Quick Answer
TL;DR: DIY looks cheaper early, but managed accounting usually wins once compliance and growth complexity increase.
Who this helps: Founders, operators, and finance leads deciding whether to own accounting internally or outsource to a managed team.
Decision summary: Choose DIY only when transactions are simple and risk is low. Move to managed accounting when reporting quality and compliance become business-critical.
What DIY Accounting Actually Means
DIY accounting means the founder or internal team runs bookkeeping, reconciliations, monthly close, and reporting using tools like QuickBooks or Xero.
Software can automate parts of the workflow, but responsibility for accuracy, chart setup, cutoff rules, and compliance still stays with your team.
The model can work for very early-stage companies, but it requires disciplined monthly execution and a clear understanding of US filing expectations.

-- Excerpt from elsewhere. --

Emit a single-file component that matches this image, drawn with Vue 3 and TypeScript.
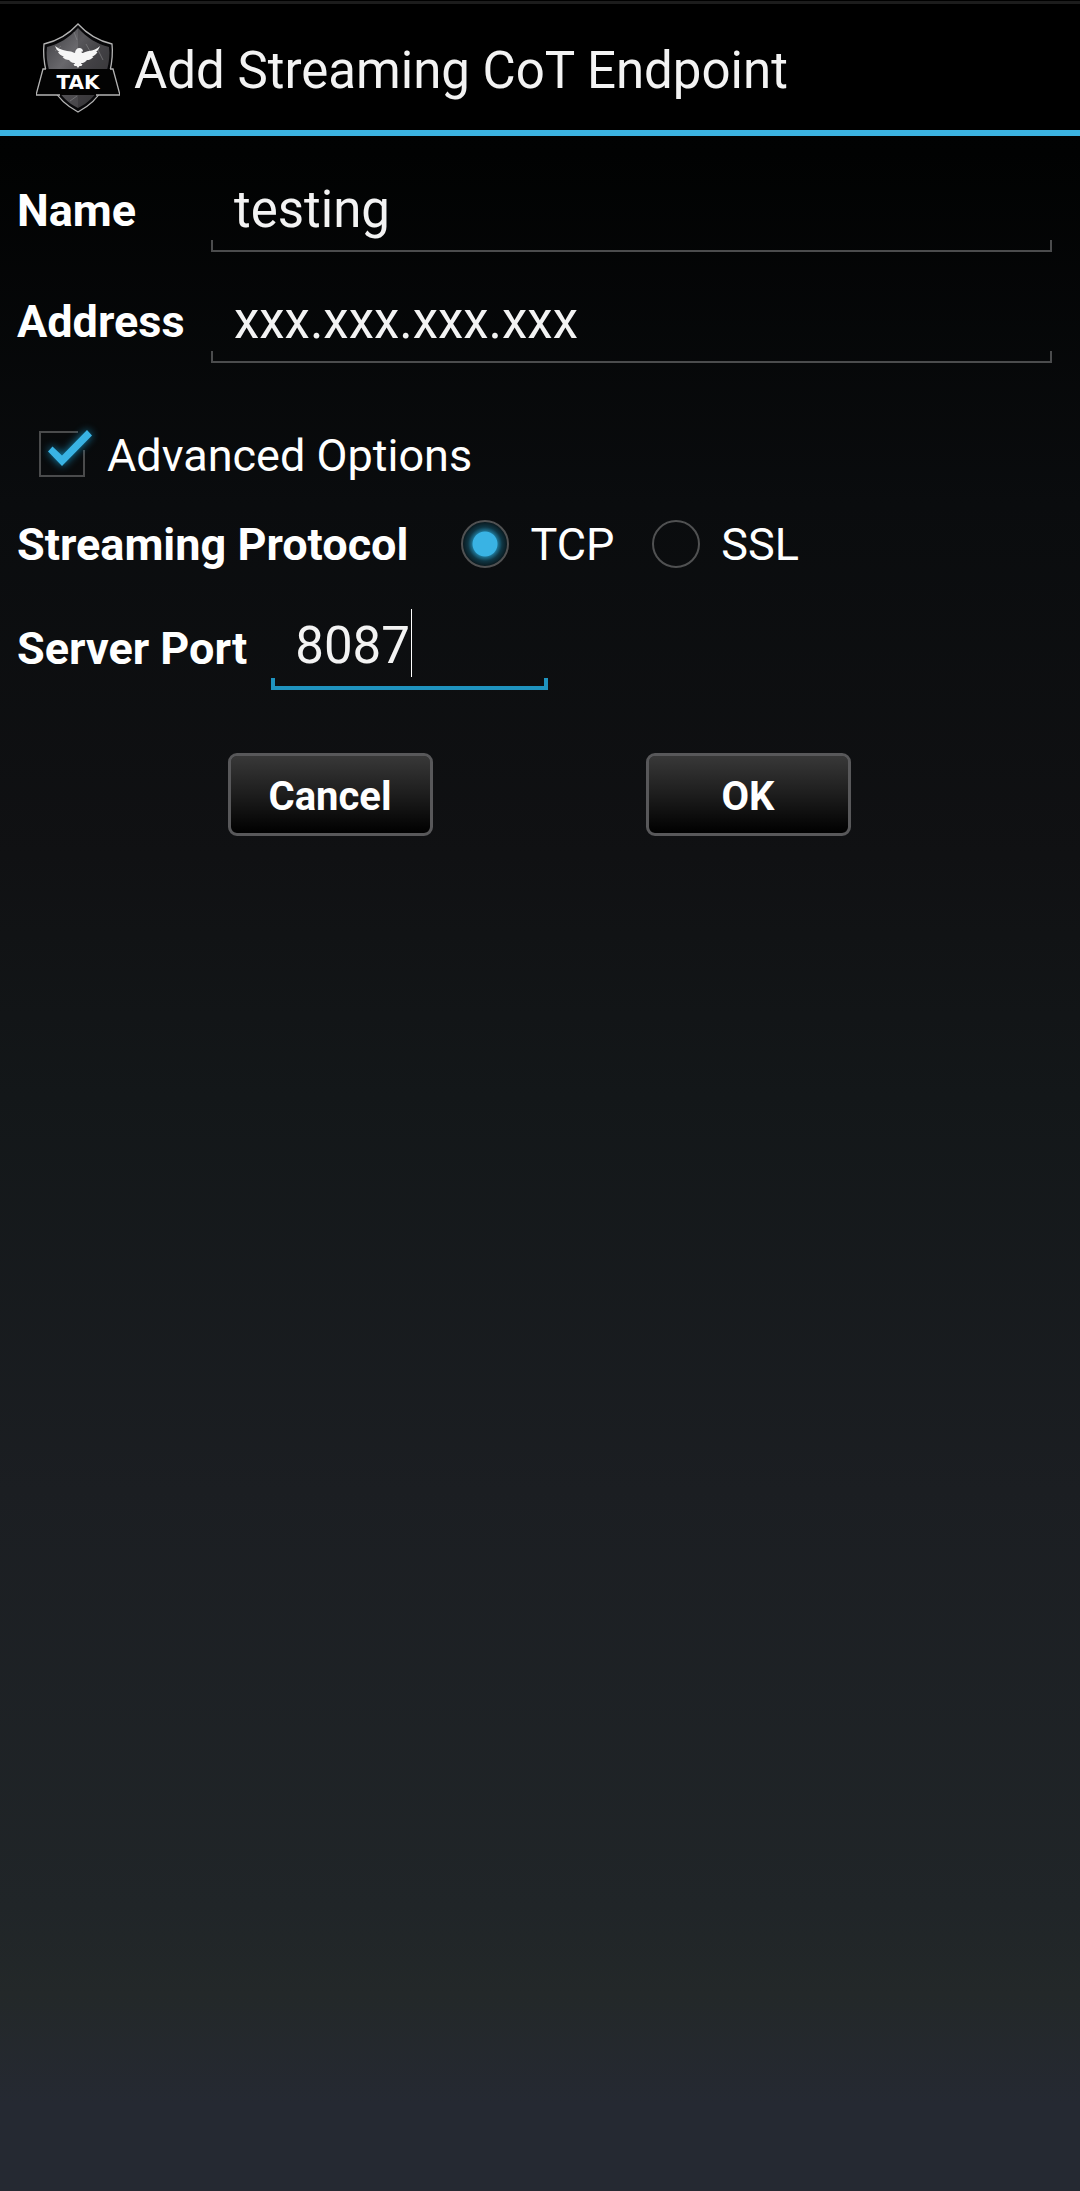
<script setup lang="ts">
import { ref } from 'vue'

const name = ref<string>('testing')
const address = ref<string>('xxx.xxx.xxx.xxx')
const advanced = ref<boolean>(true)
const protocol = ref<'TCP' | 'SSL'>('TCP')
const protocols: Array<'TCP' | 'SSL'> = ['TCP', 'SSL']
const port = ref<string>('8087')
</script>

<template>
  <div class="page">
    <header class="bar">
      <svg class="logo" viewBox="16 13 84 90" aria-hidden="true">
        <defs>
          <linearGradient id="steel" x1="0" y1="0" x2="1" y2="1">
            <stop offset="0" stop-color="#3c3c40" />
            <stop offset="0.35" stop-color="#69686c" />
            <stop offset="0.55" stop-color="#504f53" />
            <stop offset="1" stop-color="#3a383b" />
          </linearGradient>
        </defs>
        <path d="M58 14C48 25 37 31 24 34C23 43 24 52 26 61L33 78C38 88 47 96 58 102C69 96 78 88 83 78L90 61C92 52 93 43 92 34C79 31 68 25 58 14Z" fill="#08080a" stroke="#b4b4b4" stroke-width="1.3" />
        <path d="M58 18C49 28 39 34 27 37C26 45 27 52 29 60L36 77C41 86 48 93 58 98C68 93 75 86 80 77L87 60C89 52 90 45 89 37C77 34 67 28 58 18Z" fill="url(#steel)" />
        <path d="M58 18V98C68 93 75 86 80 77L87 60C89 52 90 45 89 37C77 34 67 28 58 18Z" fill="#000" opacity="0.16" />
        <path d="M54 22L57 30M35 41L41 36M66 34L71 43M78 40L83 50M50 91L57 86" stroke="#8a898c" stroke-width="0.6" />
        <path d="M23 59H93L100 85H16Z" fill="#030303" />
        <path d="M26 59H23L16 85H40M76 85H100L93 59H90" fill="none" stroke="#b4b4b4" stroke-width="1.3" />
        <path d="M35 36C40 40 46 41 51 41.500C53 42 54 43 55 43C55 40 57 38 59.500 38C61.500 38 63 39.500 63 41.500L61.500 41.500C61.500 42.500 62 43 63 43C65 41.500 67 41.500 69 41C73 40.500 77 39 80 36C79 39 77.500 41 76 42L77.500 42C76 44.500 74 46 72 46.500L73.500 47C71 49.500 69 50 67 50C65 52.500 63 53 61.500 53L61 54H62.500L61.500 56H59.500L58 58L56.500 56H54.500L53.500 54H55L54.500 53C51.500 53 50 51.500 49 50C46.500 50 44 49 42.500 47L44 46.500C41 46 39 44 38 42H39.500C37 40.500 36 38.500 35 36Z" fill="#f6f6f6" />
        <text x="58" y="79" text-anchor="middle" class="logo-text">TAK</text>
      </svg>
      <h1 class="title">Add Streaming CoT Endpoint</h1>
    </header>

    <form class="form" @submit.prevent>
      <div class="fields">
        <label class="label" for="name">Name</label>
        <input id="name" v-model="name" class="field" type="text" />
        <label class="label" for="address">Address</label>
        <input id="address" v-model="address" class="field" type="text" />
      </div>

      <label class="choice advanced">
        <span class="mark">
          <input v-model="advanced" class="native" type="checkbox" />
          <svg class="tick" viewBox="0 0 70 70" aria-hidden="true">
            <path v-if="!advanced" d="M10 12H54V56H10Z" class="outline" />
            <template v-else>
              <path d="M48 12H10V56H54V30" class="outline" />
              <path d="M18 31.500L22.500 26.500L32 35.500L57 10L62 15.500L32 46Z" class="check" />
            </template>
          </svg>
        </span>
        <span class="text">Advanced Options</span>
      </label>

      <div class="row protocol" role="radiogroup" aria-labelledby="protocol-label">
        <span id="protocol-label" class="label">Streaming Protocol</span>
        <div class="options">
          <label v-for="p in protocols" :key="p" class="choice option">
            <input v-model="protocol" class="radio" type="radio" name="protocol" :value="p" />
            <span class="text">{{ p }}</span>
          </label>
        </div>
      </div>

      <div class="row port">
        <label class="label" for="port">Server Port</label>
        <div class="port-box">
          <input id="port" v-model="port" class="field active" type="text" inputmode="numeric" />
          <span class="caret"></span>
        </div>
      </div>

      <div class="actions">
        <button class="button" type="button">Cancel</button>
        <button class="button" type="submit">OK</button>
      </div>
    </form>
  </div>
</template>

<style>
body {
  margin: 0;
  background: #000;
}
</style>

<style scoped>
.page {
  box-sizing: border-box;
  min-height: 100vh;
  font-family: Roboto, "Liberation Sans", sans-serif;
  font-size: 45px;
  color: #fff;
  background: linear-gradient(#000 0%, #010202 7%, #0a0c0e 23%, #101113 39%, #131719 50%, #1b1e22 68%, #202528 87%, #232829 91%, #252932 96%, #252932 100%);
}

.bar {
  box-sizing: border-box;
  display: flex;
  align-items: center;
  gap: 14px;
  height: 136px;
  padding: 6px 36px 0;
  border-bottom: 6px solid #3bb2e0;
  background: linear-gradient(#000 1px, #1c1c1c 1px, #1c1c1c 4px, #000 4px);
}

.logo {
  flex: none;
  width: 84px;
  height: 90px;
}

.logo-text {
  font: 700 20px "DejaVu Sans", sans-serif;
  fill: #fff;
}

.title {
  margin: 0;
  padding-top: 6px;
  font-size: 51px;
  font-weight: 400;
  line-height: 60px;
  color: #f3f3f3;
  white-space: nowrap;
}

.form {
  padding: 32px 28px 32px 17px;
}

.fields {
  display: grid;
  grid-template-columns: 194px 1fr;
  row-gap: 27px;
  align-items: center;
}

.label,
.text {
  padding-top: 2px;
  line-height: 54px;
  white-space: nowrap;
}

.label {
  font-weight: 700;
}

.field {
  --line: #4b4c4d;
  --thick: 2px;
  box-sizing: border-box;
  width: 100%;
  height: 84px;
  margin: 0;
  padding: 0 23px 2px;
  border: 0;
  border-radius: 0;
  outline: 0;
  font: inherit;
  font-size: 51px;
  color: #f3f3f3;
  background:
    linear-gradient(var(--line), var(--line)) 0 100% / 100% var(--thick) no-repeat,
    linear-gradient(var(--line), var(--line)) 0 100% / var(--thick) 12px no-repeat,
    linear-gradient(var(--line), var(--line)) 100% 100% / var(--thick) 12px no-repeat;
}

.field.active {
  --line: #1f93bf;
  --thick: 4px;
  padding: 0 24px 6px;
  caret-color: transparent;
}

.choice {
  display: flex;
  align-items: center;
}

.advanced {
  width: max-content;
  margin-top: 57px;
  padding-left: 13px;
  gap: 7px;
}

.mark {
  position: relative;
  width: 70px;
  height: 70px;
}

.native {
  position: absolute;
  inset: 0;
  width: 100%;
  height: 100%;
  margin: 0;
  opacity: 0;
}

.tick {
  display: block;
  width: 70px;
  height: 70px;
  overflow: visible;
}

.outline {
  fill: none;
  stroke: #4a4b4c;
  stroke-width: 2px;
}

.check {
  fill: #39b3e4;
  filter: drop-shadow(0 0 4px #1489b5);
}

.row {
  display: flex;
  align-items: center;
}

.protocol {
  margin-top: 26px;
  gap: 53px;
}

.options {
  display: flex;
  gap: 38px;
}

.option {
  gap: 21px;
}

.radio {
  appearance: none;
  box-sizing: border-box;
  flex: none;
  width: 48px;
  height: 48px;
  margin: 0;
  border: 2px solid #505152;
  border-radius: 50%;
}

.radio:checked {
  background: radial-gradient(circle, #39b3e4 12px, #1d708f 13px, #0f3644 17px, #0a1a20 22px);
}

.port {
  margin-top: 34px;
  gap: 24px;
}

.port-box {
  position: relative;
  width: 277px;
}

.port-box .field {
  display: block;
}

.caret {
  position: absolute;
  left: 140px;
  top: 3px;
  width: 1px;
  height: 68px;
  background: #fff;
}

.actions {
  display: flex;
  justify-content: center;
  gap: 213px;
  margin-top: 63px;
  padding-left: 9px;
}

.button {
  box-sizing: border-box;
  width: 205px;
  height: 83px;
  padding: 4px 0 0;
  border: 3px solid #58585a;
  border-radius: 9px;
  font: inherit;
  font-size: 40px;
  font-weight: 700;
  color: #fff;
  background: linear-gradient(#383838, #1d1d1d 50%, #000) padding-box;
}
</style>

What Managed Accounting Changes
Managed accounting gives you a structured close process, experienced reviewers, and repeatable controls across every month.
It improves reporting consistency, supports tax filing readiness, and reduces the risk of penalties from weak documentation.
You also gain better decision support because management reports are timely and comparable month to month.
How to Decide
If your revenue model, states, entities, or cross-border flows are getting more complex, DIY risk rises quickly.
If you are preparing for fundraising, due diligence, or board reporting, managed accounting usually becomes non-negotiable.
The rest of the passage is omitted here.